■ Do this ■
Track down each line that has the word "React" and copy it.
.....
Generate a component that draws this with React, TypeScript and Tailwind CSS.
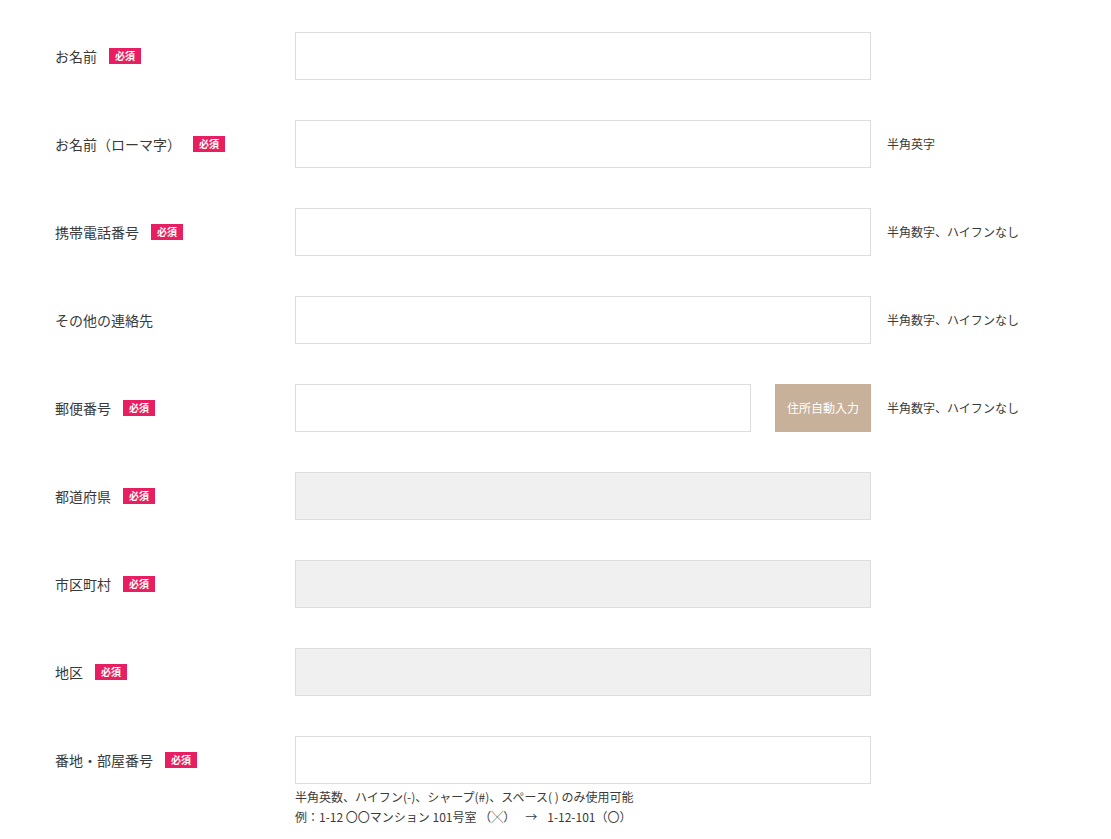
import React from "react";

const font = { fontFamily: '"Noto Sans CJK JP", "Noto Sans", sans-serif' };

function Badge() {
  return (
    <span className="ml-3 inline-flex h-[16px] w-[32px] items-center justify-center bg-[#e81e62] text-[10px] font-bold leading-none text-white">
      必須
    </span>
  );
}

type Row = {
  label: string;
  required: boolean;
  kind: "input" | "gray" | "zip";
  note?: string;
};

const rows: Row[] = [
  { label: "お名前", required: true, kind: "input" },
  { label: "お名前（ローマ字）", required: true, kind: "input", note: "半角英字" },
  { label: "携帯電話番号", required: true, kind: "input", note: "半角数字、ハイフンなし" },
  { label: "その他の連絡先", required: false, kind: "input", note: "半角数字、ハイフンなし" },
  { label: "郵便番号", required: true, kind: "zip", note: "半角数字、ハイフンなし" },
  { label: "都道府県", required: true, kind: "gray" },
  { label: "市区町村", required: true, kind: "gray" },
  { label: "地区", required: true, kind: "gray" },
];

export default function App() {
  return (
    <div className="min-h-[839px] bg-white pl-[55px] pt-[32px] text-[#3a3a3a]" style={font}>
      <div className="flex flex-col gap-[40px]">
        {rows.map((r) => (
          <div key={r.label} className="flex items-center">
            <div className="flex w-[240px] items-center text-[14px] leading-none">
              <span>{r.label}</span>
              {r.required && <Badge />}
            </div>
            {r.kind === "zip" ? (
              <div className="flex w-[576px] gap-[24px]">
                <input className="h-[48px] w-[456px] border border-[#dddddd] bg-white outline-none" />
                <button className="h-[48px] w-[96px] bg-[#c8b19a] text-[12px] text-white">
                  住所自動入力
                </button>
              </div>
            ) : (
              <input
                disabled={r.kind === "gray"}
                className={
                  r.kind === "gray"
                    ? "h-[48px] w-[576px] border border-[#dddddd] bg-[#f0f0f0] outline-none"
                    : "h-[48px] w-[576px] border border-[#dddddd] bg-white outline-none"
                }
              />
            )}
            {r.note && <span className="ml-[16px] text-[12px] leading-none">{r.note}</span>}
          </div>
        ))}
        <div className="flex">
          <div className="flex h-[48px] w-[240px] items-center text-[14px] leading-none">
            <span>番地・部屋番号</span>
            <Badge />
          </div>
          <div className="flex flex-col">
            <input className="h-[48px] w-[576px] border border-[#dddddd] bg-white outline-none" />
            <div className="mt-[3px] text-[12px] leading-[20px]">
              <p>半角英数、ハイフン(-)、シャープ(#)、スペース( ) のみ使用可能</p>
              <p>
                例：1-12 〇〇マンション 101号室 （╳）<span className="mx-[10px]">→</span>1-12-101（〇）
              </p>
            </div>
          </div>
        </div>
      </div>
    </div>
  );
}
.....
■ Task solution ■
Generate a component that draws this with React, TypeScript and Tailwind CSS.
import React from "react";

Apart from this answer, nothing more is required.